To do |
Copy out every line exactly, passing over the pictures.

Extracted entries |
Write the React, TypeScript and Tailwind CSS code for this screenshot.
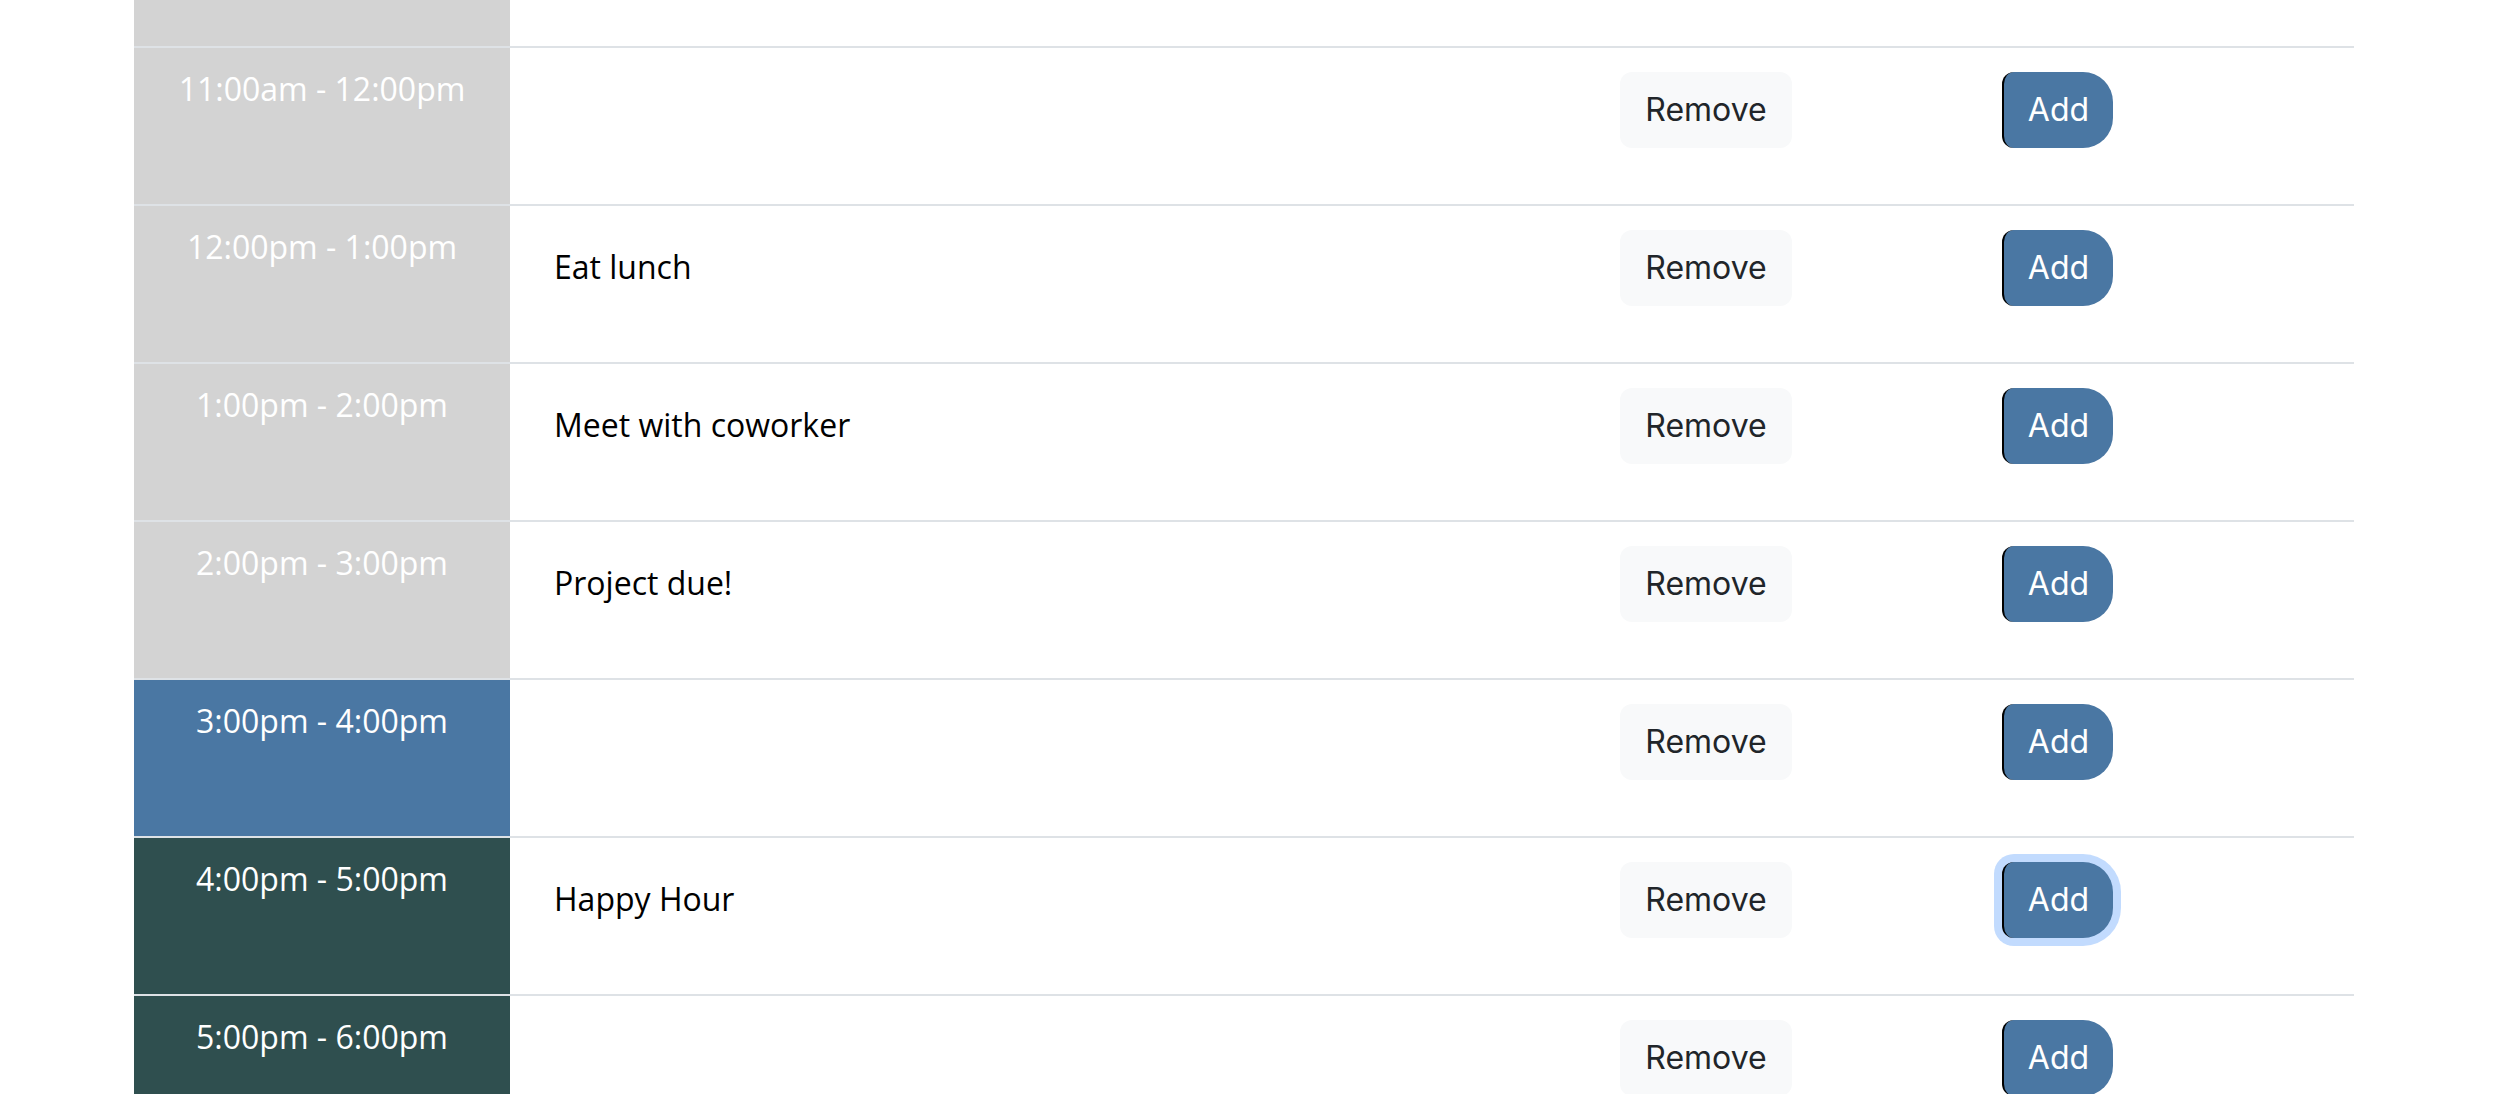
import React from "react";

type Row = { time: string; text: string; bg: string; focused?: boolean };

const rows: Row[] = [
  { time: "11:00am - 12:00pm", text: "", bg: "bg-[#d3d3d3]" },
  { time: "12:00pm - 1:00pm", text: "Eat lunch", bg: "bg-[#d3d3d3]" },
  { time: "1:00pm - 2:00pm", text: "Meet with coworker", bg: "bg-[#d3d3d3]" },
  { time: "2:00pm - 3:00pm", text: "Project due!", bg: "bg-[#d3d3d3]" },
  { time: "3:00pm - 4:00pm", text: "", bg: "bg-[#4a77a3]" },
  { time: "4:00pm - 5:00pm", text: "Happy Hour", bg: "bg-[#2f4f4f]", focused: true },
  { time: "5:00pm - 6:00pm", text: "", bg: "bg-[#2f4f4f]" },
];

export default function App() {
  return (
    <div className="h-screen w-full overflow-hidden bg-white [font-family:'Open_Sans',sans-serif]">
      <div className="ml-[134px] w-[2220px]">
        <div className="flex h-[46px]">
          <div className="w-[376px] bg-[#d3d3d3]" />
        </div>
        {rows.map((r) => (
          <div key={r.time} className="flex h-[158px] border-t-2 border-[#dee2e6]">
            <div
              className={`w-[376px] shrink-0 ${r.bg} pt-[17px] text-center text-[32px] font-medium leading-[48px] text-white`}
            >
              {r.time}
            </div>
            <div className="w-[1110px] shrink-0 pl-[44px] pt-[37px] text-[32px] leading-[48px] text-black">
              {r.text}
            </div>
            <div className="w-[382px] shrink-0 pt-[24px]">
              <button className="h-[76px] w-[172px] rounded-[12px] bg-[#f8f9fa] text-[32px] leading-[48px] text-[#212529] [font-family:Inter,'Liberation_Sans',sans-serif]">
                Remove
              </button>
            </div>
            <div className="pt-[24px]">
              <button
                className={`h-[76px] w-[111px] rounded-l-[12px] rounded-r-[30px] border-l-2 border-black bg-[#4a77a3] text-[32px] leading-[48px] text-white [font-family:Inter,'Liberation_Sans',sans-serif] ${
                  r.focused ? "shadow-[0_0_0_8px_rgba(13,110,253,0.25)]" : ""
                }`}
              >
                Add
              </button>
            </div>
          </div>
        ))}
      </div>
    </div>
  );
}
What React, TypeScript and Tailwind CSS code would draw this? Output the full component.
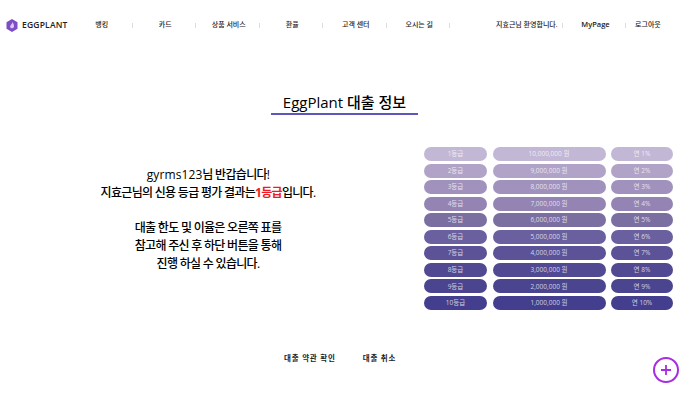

Written response |
Write the React, TypeScript and Tailwind CSS code for this screenshot.
import React from "react";

type Row = { time: string; text: string; bg: string; focused?: boolean };

const rows: Row[] = [
  { time: "11:00am - 12:00pm", text: "", bg: "bg-[#d3d3d3]" },
  { time: "12:00pm - 1:00pm", text: "Eat lunch", bg: "bg-[#d3d3d3]" },
  { time: "1:00pm - 2:00pm", text: "Meet with coworker", bg: "bg-[#d3d3d3]" },
  { time: "2:00pm - 3:00pm", text: "Project due!", bg: "bg-[#d3d3d3]" },
  { time: "3:00pm - 4:00pm", text: "", bg: "bg-[#4a77a3]" },
  { time: "4:00pm - 5:00pm", text: "Happy Hour", bg: "bg-[#2f4f4f]", focused: true },
  { time: "5:00pm - 6:00pm", text: "", bg: "bg-[#2f4f4f]" },
];

export default function App() {
  return (
    <div className="h-screen w-full overflow-hidden bg-white [font-family:'Open_Sans',sans-serif]">
      <div className="ml-[134px] w-[2220px]">
        <div className="flex h-[46px]">
          <div className="w-[376px] bg-[#d3d3d3]" />
        </div>
        {rows.map((r) => (
          <div key={r.time} className="flex h-[158px] border-t-2 border-[#dee2e6]">
            <div
              className={`w-[376px] shrink-0 ${r.bg} pt-[17px] text-center text-[32px] font-medium leading-[48px] text-white`}
            >
              {r.time}
            </div>
            <div className="w-[1110px] shrink-0 pl-[44px] pt-[37px] text-[32px] leading-[48px] text-black">
              {r.text}
            </div>
            <div className="w-[382px] shrink-0 pt-[24px]">
              <button className="h-[76px] w-[172px] rounded-[12px] bg-[#f8f9fa] text-[32px] leading-[48px] text-[#212529] [font-family:Inter,'Liberation_Sans',sans-serif]">
                Remove
              </button>
            </div>
            <div className="pt-[24px]">
              <button
                className={`h-[76px] w-[111px] rounded-l-[12px] rounded-r-[30px] border-l-2 border-black bg-[#4a77a3] text-[32px] leading-[48px] text-white [font-family:Inter,'Liberation_Sans',sans-serif] ${
                  r.focused ? "shadow-[0_0_0_8px_rgba(13,110,253,0.25)]" : ""
                }`}
              >
                Add
              </button>
            </div>
          </div>
        ))}
      </div>
    </div>
  );
}
What React, TypeScript and Tailwind CSS code would draw this? Output the full component.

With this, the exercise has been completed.